Task instructions -> Reproduce all the lines below exactly and omit the images.
[Begin]
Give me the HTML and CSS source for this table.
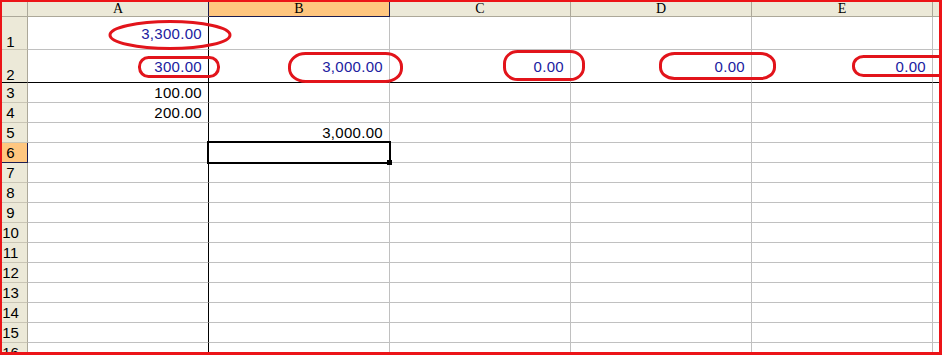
FILE: index.html
```html
<!DOCTYPE html>
<html>
<head>
<meta charset="utf-8">
<link rel="stylesheet" href="styles.css">
</head>
<body>
<div class="frame">
  <div class="sheet">
    <div class="row hdr"><div class="c"></div><div class="c">A</div><div class="c sel">B</div><div class="c">C</div><div class="c">D</div><div class="c">E</div><div class="c"></div></div>
    <div class="row tall"><div class="c rh">1</div><div class="c blue">3,300.00</div><div class="c"></div><div class="c"></div><div class="c"></div><div class="c"></div><div class="c"></div></div>
    <div class="row tall frz"><div class="c rh">2</div><div class="c blue">300.00</div><div class="c blue">3,000.00</div><div class="c blue">0.00</div><div class="c blue">0.00</div><div class="c blue">0.00</div><div class="c"></div></div>
    <div class="row"><div class="c rh">3</div><div class="c">100.00</div><div class="c"></div><div class="c"></div><div class="c"></div><div class="c"></div><div class="c"></div></div>
    <div class="row"><div class="c rh">4</div><div class="c">200.00</div><div class="c"></div><div class="c"></div><div class="c"></div><div class="c"></div><div class="c"></div></div>
    <div class="row"><div class="c rh">5</div><div class="c"></div><div class="c">3,000.00</div><div class="c"></div><div class="c"></div><div class="c"></div><div class="c"></div></div>
    <div class="row"><div class="c rh rsel">6</div><div class="c"></div><div class="c act"></div><div class="c"></div><div class="c"></div><div class="c"></div><div class="c"></div></div>
    <div class="row"><div class="c rh">7</div><div class="c"></div><div class="c"></div><div class="c"></div><div class="c"></div><div class="c"></div><div class="c"></div></div>
    <div class="row"><div class="c rh">8</div><div class="c"></div><div class="c"></div><div class="c"></div><div class="c"></div><div class="c"></div><div class="c"></div></div>
    <div class="row"><div class="c rh">9</div><div class="c"></div><div class="c"></div><div class="c"></div><div class="c"></div><div class="c"></div><div class="c"></div></div>
    <div class="row"><div class="c rh">10</div><div class="c"></div><div class="c"></div><div class="c"></div><div class="c"></div><div class="c"></div><div class="c"></div></div>
    <div class="row"><div class="c rh">11</div><div class="c"></div><div class="c"></div><div class="c"></div><div class="c"></div><div class="c"></div><div class="c"></div></div>
    <div class="row"><div class="c rh">12</div><div class="c"></div><div class="c"></div><div class="c"></div><div class="c"></div><div class="c"></div><div class="c"></div></div>
    <div class="row"><div class="c rh">13</div><div class="c"></div><div class="c"></div><div class="c"></div><div class="c"></div><div class="c"></div><div class="c"></div></div>
    <div class="row"><div class="c rh">14</div><div class="c"></div><div class="c"></div><div class="c"></div><div class="c"></div><div class="c"></div><div class="c"></div></div>
    <div class="row"><div class="c rh">15</div><div class="c"></div><div class="c"></div><div class="c"></div><div class="c"></div><div class="c"></div><div class="c"></div></div>
    <div class="row"><div class="c rh">16</div><div class="c"></div><div class="c"></div><div class="c"></div><div class="c"></div><div class="c"></div><div class="c"></div></div>
  </div>
  <svg class="marks" width="942" height="355" viewBox="0 0 942 355">
    <ellipse cx="170" cy="35" rx="60" ry="13.5"/>
    <rect x="139.5" y="57.5" width="79" height="19" rx="9" ry="9"/>
    <rect x="289.5" y="53.5" width="112" height="28" rx="16" ry="13"/>
    <rect x="504.5" y="51.5" width="79" height="28" rx="13" ry="12"/>
    <rect x="660.5" y="53.5" width="114" height="25" rx="14" ry="11"/>
    <rect x="853.5" y="56.5" width="100" height="19" rx="10" ry="9"/>
  </svg>
</div>
</body>
</html>
```

FILE: styles.css
```css
body {
  margin: 0;
  background: #fff;
}

.frame {
  position: relative;
  width: 942px;
  height: 355px;
  box-sizing: border-box;
  border-style: solid;
  border-color: #ec1418;
  border-width: 2px 3px 3px 2px;
  overflow: hidden;
  background: #fff;
}

.sheet {
  height: 350px;
  overflow: hidden;
}

.row {
  display: grid;
  grid-template-columns: 26px repeat(5, 181px) 6px;
  height: 20px;
}

.c {
  box-sizing: border-box;
  border-right: 1px solid #c0c0c0;
  border-bottom: 1px solid #c0c0c0;
  display: flex;
  align-items: center;
  justify-content: flex-end;
  padding-right: 6px;
  font: 15px/1 "Liberation Sans", Arial, sans-serif;
  letter-spacing: 0.3px;
  color: #000;
  overflow: hidden;
  white-space: nowrap;
}

.c:nth-child(2) {
  border-right-color: #000;
}

.c:last-child {
  border-right: none;
  padding: 0;
}

.blue {
  color: #2020a0;
}

.rh {
  background: #ece9d8;
  border-right-color: #aca899;
  border-bottom-color: #c9c5b5;
  justify-content: center;
  padding: 0 8px 0 0;
  letter-spacing: 0;
}

.rsel {
  background: #ffc67f;
  border-right-color: #1c1c50;
  border-bottom-color: #1c1c50;
}

.tall {
  height: 33px;
}

.tall .rh {
  align-items: flex-end;
}

.frz .c {
  border-bottom-color: #000;
}

.hdr {
  height: 15px;
}

.hdr .c {
  background: #ece9d8;
  border-right-color: #aca899;
  border-bottom-color: #aca899;
  justify-content: center;
  padding: 0;
  font: 14px/1 "Liberation Serif", "Times New Roman", serif;
  letter-spacing: 0;
}

.hdr .c:nth-child(2) {
  border-right-color: #1c1c50;
}

.hdr .c:last-child {
  border-right: none;
}

.hdr .sel {
  background: #ffc67f;
  border-right-color: #1c1c50;
  border-bottom-color: #1c1c50;
}

.act {
  position: relative;
  overflow: visible;
}

.act::after {
  content: "";
  position: absolute;
  left: -2px;
  top: -2px;
  right: -2px;
  bottom: -2px;
  border: 2px solid #000;
}

.act::before {
  content: "";
  position: absolute;
  right: -3px;
  bottom: -3px;
  width: 5px;
  height: 5px;
  background: #000;
  z-index: 1;
}

.marks {
  position: absolute;
  left: -2px;
  top: -2px;
  fill: none;
  stroke: #e2141b;
  stroke-width: 3;
}
```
[End]
Answer to the problem ->
Give me the HTML and CSS source for this table.
FILE: index.html
```html
<!DOCTYPE html>
<html>
<head>
<meta charset="utf-8">
<link rel="stylesheet" href="styles.css">
</head>
<body>
<div class="frame">
  <div class="sheet">
    <div class="row hdr"><div class="c"></div><div class="c">A</div><div class="c sel">B</div><div class="c">C</div><div class="c">D</div><div class="c">E</div><div class="c"></div></div>
    <div class="row tall"><div class="c rh">1</div><div class="c blue">3,300.00</div><div class="c"></div><div class="c"></div><div class="c"></div><div class="c"></div><div class="c"></div></div>
    <div class="row tall frz"><div class="c rh">2</div><div class="c blue">300.00</div><div class="c blue">3,000.00</div><div class="c blue">0.00</div><div class="c blue">0.00</div><div class="c blue">0.00</div><div class="c"></div></div>
    <div class="row"><div class="c rh">3</div><div class="c">100.00</div><div class="c"></div><div class="c"></div><div class="c"></div><div class="c"></div><div class="c"></div></div>
    <div class="row"><div class="c rh">4</div><div class="c">200.00</div><div class="c"></div><div class="c"></div><div class="c"></div><div class="c"></div><div class="c"></div></div>
    <div class="row"><div class="c rh">5</div><div class="c"></div><div class="c">3,000.00</div><div class="c"></div><div class="c"></div><div class="c"></div><div class="c"></div></div>
    <div class="row"><div class="c rh rsel">6</div><div class="c"></div><div class="c act"></div><div class="c"></div><div class="c"></div><div class="c"></div><div class="c"></div></div>
    <div class="row"><div class="c rh">7</div><div class="c"></div><div class="c"></div><div class="c"></div><div class="c"></div><div class="c"></div><div class="c"></div></div>
    <div class="row"><div class="c rh">8</div><div class="c"></div><div class="c"></div><div class="c"></div><div class="c"></div><div class="c"></div><div class="c"></div></div>
    <div class="row"><div class="c rh">9</div><div class="c"></div><div class="c"></div><div class="c"></div><div class="c"></div><div class="c"></div><div class="c"></div></div>
    <div class="row"><div class="c rh">10</div><div class="c"></div><div class="c"></div><div class="c"></div><div class="c"></div><div class="c"></div><div class="c"></div></div>
    <div class="row"><div class="c rh">11</div><div class="c"></div><div class="c"></div><div class="c"></div><div class="c"></div><div class="c"></div><div class="c"></div></div>
    <div class="row"><div class="c rh">12</div><div class="c"></div><div class="c"></div><div class="c"></div><div class="c"></div><div class="c"></div><div class="c"></div></div>
    <div class="row"><div class="c rh">13</div><div class="c"></div><div class="c"></div><div class="c"></div><div class="c"></div><div class="c"></div><div class="c"></div></div>
    <div class="row"><div class="c rh">14</div><div class="c"></div><div class="c"></div><div class="c"></div><div class="c"></div><div class="c"></div><div class="c"></div></div>
    <div class="row"><div class="c rh">15</div><div class="c"></div><div class="c"></div><div class="c"></div><div class="c"></div><div class="c"></div><div class="c"></div></div>
    <div class="row"><div class="c rh">16</div><div class="c"></div><div class="c"></div><div class="c"></div><div class="c"></div><div class="c"></div><div class="c"></div></div>
  </div>
  <svg class="marks" width="942" height="355" viewBox="0 0 942 355">
    <ellipse cx="170" cy="35" rx="60" ry="13.5"/>
    <rect x="139.5" y="57.5" width="79" height="19" rx="9" ry="9"/>
    <rect x="289.5" y="53.5" width="112" height="28" rx="16" ry="13"/>
    <rect x="504.5" y="51.5" width="79" height="28" rx="13" ry="12"/>
    <rect x="660.5" y="53.5" width="114" height="25" rx="14" ry="11"/>
    <rect x="853.5" y="56.5" width="100" height="19" rx="10" ry="9"/>
  </svg>
</div>
</body>
</html>
```

FILE: styles.css
```css
body {
  margin: 0;
  background: #fff;
}

.frame {
  position: relative;
  width: 942px;
  height: 355px;
  box-sizing: border-box;
  border-style: solid;
  border-color: #ec1418;
  border-width: 2px 3px 3px 2px;
  overflow: hidden;
  background: #fff;
}

.sheet {
  height: 350px;
  overflow: hidden;
}

.row {
  display: grid;
  grid-template-columns: 26px repeat(5, 181px) 6px;
  height: 20px;
}

.c {
  box-sizing: border-box;
  border-right: 1px solid #c0c0c0;
  border-bottom: 1px solid #c0c0c0;
  display: flex;
  align-items: center;
  justify-content: flex-end;
  padding-right: 6px;
  font: 15px/1 "Liberation Sans", Arial, sans-serif;
  letter-spacing: 0.3px;
  color: #000;
  overflow: hidden;
  white-space: nowrap;
}

.c:nth-child(2) {
  border-right-color: #000;
}

.c:last-child {
  border-right: none;
  padding: 0;
}

.blue {
  color: #2020a0;
}

.rh {
  background: #ece9d8;
  border-right-color: #aca899;
  border-bottom-color: #c9c5b5;
  justify-content: center;
  padding: 0 8px 0 0;
  letter-spacing: 0;
}

.rsel {
  background: #ffc67f;
  border-right-color: #1c1c50;
  border-bottom-color: #1c1c50;
}

.tall {
  height: 33px;
}

.tall .rh {
  align-items: flex-end;
}

.frz .c {
  border-bottom-color: #000;
}

.hdr {
  height: 15px;
}

.hdr .c {
  background: #ece9d8;
  border-right-color: #aca899;
  border-bottom-color: #aca899;
  justify-content: center;
  padding: 0;
  font: 14px/1 "Liberation Serif", "Times New Roman", serif;
  letter-spacing: 0;
}

.hdr .c:nth-child(2) {
  border-right-color: #1c1c50;
}

.hdr .c:last-child {
  border-right: none;
}

.hdr .sel {
  background: #ffc67f;
  border-right-color: #1c1c50;
  border-bottom-color: #1c1c50;
}

.act {
  position: relative;
  overflow: visible;
}

.act::after {
  content: "";
  position: absolute;
  left: -2px;
  top: -2px;
  right: -2px;
  bottom: -2px;
  border: 2px solid #000;
}

.act::before {
  content: "";
  position: absolute;
  right: -3px;
  bottom: -3px;
  width: 5px;
  height: 5px;
  background: #000;
  z-index: 1;
}

.marks {
  position: absolute;
  left: -2px;
  top: -2px;
  fill: none;
  stroke: #e2141b;
  stroke-width: 3;
}
```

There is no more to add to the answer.